Task to complete: Quote the data below in full, please, without altering anything.

* Begin Provided data *

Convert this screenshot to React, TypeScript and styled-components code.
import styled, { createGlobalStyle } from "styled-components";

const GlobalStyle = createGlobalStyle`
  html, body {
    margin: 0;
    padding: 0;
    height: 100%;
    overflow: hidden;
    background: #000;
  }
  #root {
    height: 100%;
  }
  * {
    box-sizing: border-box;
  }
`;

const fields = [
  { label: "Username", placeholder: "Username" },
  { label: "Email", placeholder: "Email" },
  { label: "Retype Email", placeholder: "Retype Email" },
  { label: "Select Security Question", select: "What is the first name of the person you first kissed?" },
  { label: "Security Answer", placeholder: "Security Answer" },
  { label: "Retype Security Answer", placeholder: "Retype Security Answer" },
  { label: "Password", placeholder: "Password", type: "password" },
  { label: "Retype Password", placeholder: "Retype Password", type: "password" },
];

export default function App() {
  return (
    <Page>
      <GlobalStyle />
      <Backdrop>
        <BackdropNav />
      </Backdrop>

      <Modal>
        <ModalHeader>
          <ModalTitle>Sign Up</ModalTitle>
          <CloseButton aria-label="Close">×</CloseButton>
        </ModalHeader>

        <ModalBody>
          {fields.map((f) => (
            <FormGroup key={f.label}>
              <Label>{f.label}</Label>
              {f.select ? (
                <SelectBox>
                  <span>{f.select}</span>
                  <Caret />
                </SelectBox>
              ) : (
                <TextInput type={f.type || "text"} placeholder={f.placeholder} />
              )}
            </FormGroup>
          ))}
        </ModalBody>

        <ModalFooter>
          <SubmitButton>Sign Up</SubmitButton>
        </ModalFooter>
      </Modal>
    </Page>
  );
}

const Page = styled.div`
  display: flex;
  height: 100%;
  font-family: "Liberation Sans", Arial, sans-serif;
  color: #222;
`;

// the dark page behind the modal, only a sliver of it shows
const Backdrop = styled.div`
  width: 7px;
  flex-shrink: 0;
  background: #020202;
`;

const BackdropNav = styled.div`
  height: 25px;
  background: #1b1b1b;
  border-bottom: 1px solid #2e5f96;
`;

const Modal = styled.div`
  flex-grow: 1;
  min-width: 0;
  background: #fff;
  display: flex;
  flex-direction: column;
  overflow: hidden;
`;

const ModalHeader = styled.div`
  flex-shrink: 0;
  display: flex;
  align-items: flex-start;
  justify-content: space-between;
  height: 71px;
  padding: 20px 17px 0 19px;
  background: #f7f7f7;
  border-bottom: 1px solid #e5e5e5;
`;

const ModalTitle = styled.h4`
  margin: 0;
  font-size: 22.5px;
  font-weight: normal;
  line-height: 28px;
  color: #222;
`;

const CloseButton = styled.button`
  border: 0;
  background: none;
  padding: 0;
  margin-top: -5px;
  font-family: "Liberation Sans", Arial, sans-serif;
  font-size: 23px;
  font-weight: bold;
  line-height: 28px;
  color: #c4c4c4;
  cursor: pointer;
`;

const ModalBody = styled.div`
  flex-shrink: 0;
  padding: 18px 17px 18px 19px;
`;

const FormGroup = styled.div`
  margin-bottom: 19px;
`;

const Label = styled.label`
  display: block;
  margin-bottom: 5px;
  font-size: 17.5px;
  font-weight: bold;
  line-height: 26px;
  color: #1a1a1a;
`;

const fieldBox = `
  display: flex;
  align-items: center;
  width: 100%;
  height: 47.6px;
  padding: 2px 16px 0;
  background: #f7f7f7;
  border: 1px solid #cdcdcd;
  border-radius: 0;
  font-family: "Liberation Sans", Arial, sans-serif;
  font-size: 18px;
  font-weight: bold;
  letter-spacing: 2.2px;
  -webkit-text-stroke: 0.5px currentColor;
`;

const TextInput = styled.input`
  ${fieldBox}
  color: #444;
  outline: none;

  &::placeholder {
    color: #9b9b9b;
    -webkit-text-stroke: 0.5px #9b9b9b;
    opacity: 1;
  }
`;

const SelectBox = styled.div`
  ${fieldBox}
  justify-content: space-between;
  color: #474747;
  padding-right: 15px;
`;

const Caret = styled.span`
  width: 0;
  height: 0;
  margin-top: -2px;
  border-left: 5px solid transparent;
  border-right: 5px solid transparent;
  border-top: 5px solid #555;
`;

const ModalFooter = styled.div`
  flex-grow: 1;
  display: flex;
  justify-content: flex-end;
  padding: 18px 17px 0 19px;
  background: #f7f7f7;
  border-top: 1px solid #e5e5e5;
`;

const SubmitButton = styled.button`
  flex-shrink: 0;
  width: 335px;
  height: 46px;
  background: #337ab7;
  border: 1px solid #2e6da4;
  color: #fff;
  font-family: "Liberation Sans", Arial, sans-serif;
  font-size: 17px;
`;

* End Provided data *

Task result:
Convert this screenshot to React, TypeScript and styled-components code.
import styled, { createGlobalStyle } from "styled-components";

const GlobalStyle = createGlobalStyle`
  html, body {
    margin: 0;
    padding: 0;
    height: 100%;
    overflow: hidden;
    background: #000;
  }
  #root {
    height: 100%;
  }
  * {
    box-sizing: border-box;
  }
`;

const fields = [
  { label: "Username", placeholder: "Username" },
  { label: "Email", placeholder: "Email" },
  { label: "Retype Email", placeholder: "Retype Email" },
  { label: "Select Security Question", select: "What is the first name of the person you first kissed?" },
  { label: "Security Answer", placeholder: "Security Answer" },
  { label: "Retype Security Answer", placeholder: "Retype Security Answer" },
  { label: "Password", placeholder: "Password", type: "password" },
  { label: "Retype Password", placeholder: "Retype Password", type: "password" },
];

export default function App() {
  return (
    <Page>
      <GlobalStyle />
      <Backdrop>
        <BackdropNav />
      </Backdrop>

      <Modal>
        <ModalHeader>
          <ModalTitle>Sign Up</ModalTitle>
          <CloseButton aria-label="Close">×</CloseButton>
        </ModalHeader>

        <ModalBody>
          {fields.map((f) => (
            <FormGroup key={f.label}>
              <Label>{f.label}</Label>
              {f.select ? (
                <SelectBox>
                  <span>{f.select}</span>
                  <Caret />
                </SelectBox>
              ) : (
                <TextInput type={f.type || "text"} placeholder={f.placeholder} />
              )}
            </FormGroup>
          ))}
        </ModalBody>

        <ModalFooter>
          <SubmitButton>Sign Up</SubmitButton>
        </ModalFooter>
      </Modal>
    </Page>
  );
}

const Page = styled.div`
  display: flex;
  height: 100%;
  font-family: "Liberation Sans", Arial, sans-serif;
  color: #222;
`;

// the dark page behind the modal, only a sliver of it shows
const Backdrop = styled.div`
  width: 7px;
  flex-shrink: 0;
  background: #020202;
`;

const BackdropNav = styled.div`
  height: 25px;
  background: #1b1b1b;
  border-bottom: 1px solid #2e5f96;
`;

const Modal = styled.div`
  flex-grow: 1;
  min-width: 0;
  background: #fff;
  display: flex;
  flex-direction: column;
  overflow: hidden;
`;

const ModalHeader = styled.div`
  flex-shrink: 0;
  display: flex;
  align-items: flex-start;
  justify-content: space-between;
  height: 71px;
  padding: 20px 17px 0 19px;
  background: #f7f7f7;
  border-bottom: 1px solid #e5e5e5;
`;

const ModalTitle = styled.h4`
  margin: 0;
  font-size: 22.5px;
  font-weight: normal;
  line-height: 28px;
  color: #222;
`;

const CloseButton = styled.button`
  border: 0;
  background: none;
  padding: 0;
  margin-top: -5px;
  font-family: "Liberation Sans", Arial, sans-serif;
  font-size: 23px;
  font-weight: bold;
  line-height: 28px;
  color: #c4c4c4;
  cursor: pointer;
`;

const ModalBody = styled.div`
  flex-shrink: 0;
  padding: 18px 17px 18px 19px;
`;

const FormGroup = styled.div`
  margin-bottom: 19px;
`;

const Label = styled.label`
  display: block;
  margin-bottom: 5px;
  font-size: 17.5px;
  font-weight: bold;
  line-height: 26px;
  color: #1a1a1a;
`;

const fieldBox = `
  display: flex;
  align-items: center;
  width: 100%;
  height: 47.6px;
  padding: 2px 16px 0;
  background: #f7f7f7;
  border: 1px solid #cdcdcd;
  border-radius: 0;
  font-family: "Liberation Sans", Arial, sans-serif;
  font-size: 18px;
  font-weight: bold;
  letter-spacing: 2.2px;
  -webkit-text-stroke: 0.5px currentColor;
`;

const TextInput = styled.input`
  ${fieldBox}
  color: #444;
  outline: none;

  &::placeholder {
    color: #9b9b9b;
    -webkit-text-stroke: 0.5px #9b9b9b;
    opacity: 1;
  }
`;

const SelectBox = styled.div`
  ${fieldBox}
  justify-content: space-between;
  color: #474747;
  padding-right: 15px;
`;

const Caret = styled.span`
  width: 0;
  height: 0;
  margin-top: -2px;
  border-left: 5px solid transparent;
  border-right: 5px solid transparent;
  border-top: 5px solid #555;
`;

const ModalFooter = styled.div`
  flex-grow: 1;
  display: flex;
  justify-content: flex-end;
  padding: 18px 17px 0 19px;
  background: #f7f7f7;
  border-top: 1px solid #e5e5e5;
`;

const SubmitButton = styled.button`
  flex-shrink: 0;
  width: 335px;
  height: 46px;
  background: #337ab7;
  border: 1px solid #2e6da4;
  color: #fff;
  font-family: "Liberation Sans", Arial, sans-serif;
  font-size: 17px;
`;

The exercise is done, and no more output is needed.